But if the reasoning is just in the view of procuring an influx of cash from abroad, how much stronger is it in the view of promoting circulation at home, which is fully as necessary for the restoration of the credit of the bank as the other! If our foreign commerce would be affected by the abandonment of an ally, how much more would our internal situation be affected by the pressure which would naturally result from an enemy encreasing in strength in a direct ratio to our inability to resist his efforts! Would not the natural consequence be a new alarm, accompanied with a disposition to hoard? And thus the immediate cause of the mischief would be renewed. I trust that, though there might be some cause for the late alarm, it is now almost gone by; and I am convinced, that the more the state of the country is enquired into, the less ground there is for despondency, or the apprehension of any danger which Englishmen may not boldly meet with the fortitude which belongs to the national character. While our object is however to remove alarm, and to restore the public credit, is it wise or prudent to court a greater alarm? Can it be expected that the effects of the greater would be less serious than of the slighter alarm, or that even the same effects would not do much more harm? Those, then, who look to the restoration of public credit in the bank of England as their favourite object, should be the last persons to counteract a measure which has an obvious tendency to produce that event to which their wishes and their endeavours tend: and how the honourable gentleman can claim the benefit of the argument drawn from his subject, I have yet to learn, nor can I even guess.

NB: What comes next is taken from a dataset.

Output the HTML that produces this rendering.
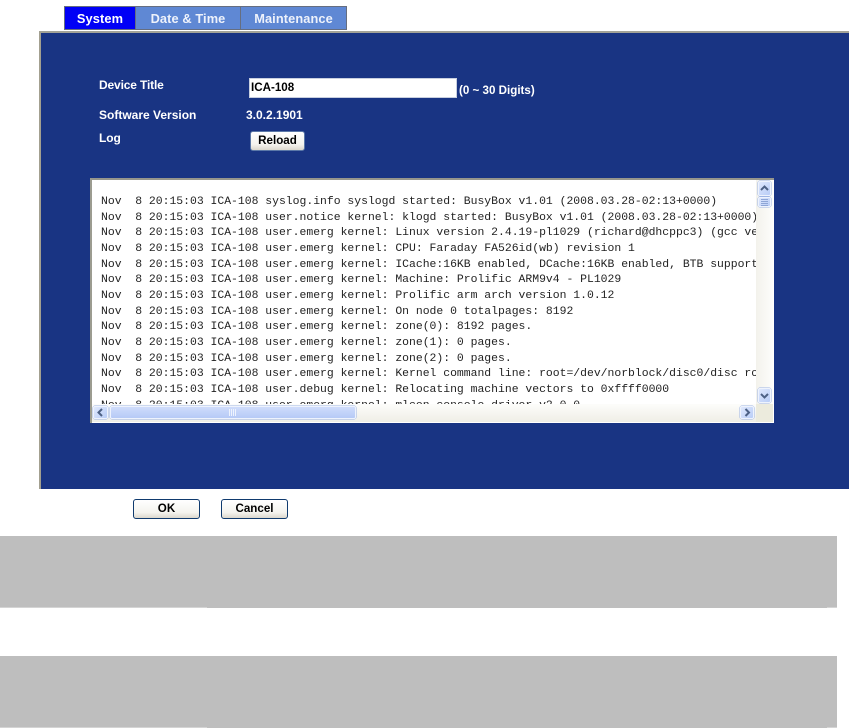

There is still another topic left, upon which I feel myself impelled to say a few words, namely, the additional security that would be given to credit by the restoration of peace. Whether the best mode of obtaining peace is to run the risk of losing the

aid of the emperor, is a question upon which there exists but little doubt. We have seen long ago that the uniform object of the enemy's policy has been to disunite us from our ally. This 'design has manifested itself in the course of several negociations and discussions, and we have seen a similar policy too successfully practised with other powers who were formerly leagued with us against France, and who have been seduced, some into a neutrality, others into open hostility against us. She has publicly and repeatedly declared her wish to make a separate peace with Austria, that she might be enabled to dictate terms to us, or to carry on the war against this country with greater effect. It is but very lately that we have heard that France has, a short time ago, made distinct overtures of peace to the emperor to the exclusion of this country, and that he, with his accustomed honour and good faith, instead of accepting of them, communicated them to the court of St. James's, and renewed his declaration to the enemy, that he would not conclude a peace except in conjunction with Great Britain, justly persuaded that no peace can be concluded on a permanent foundation, but one founded upon a due regard to the individual claims, and the common interests of the different powers of Europe.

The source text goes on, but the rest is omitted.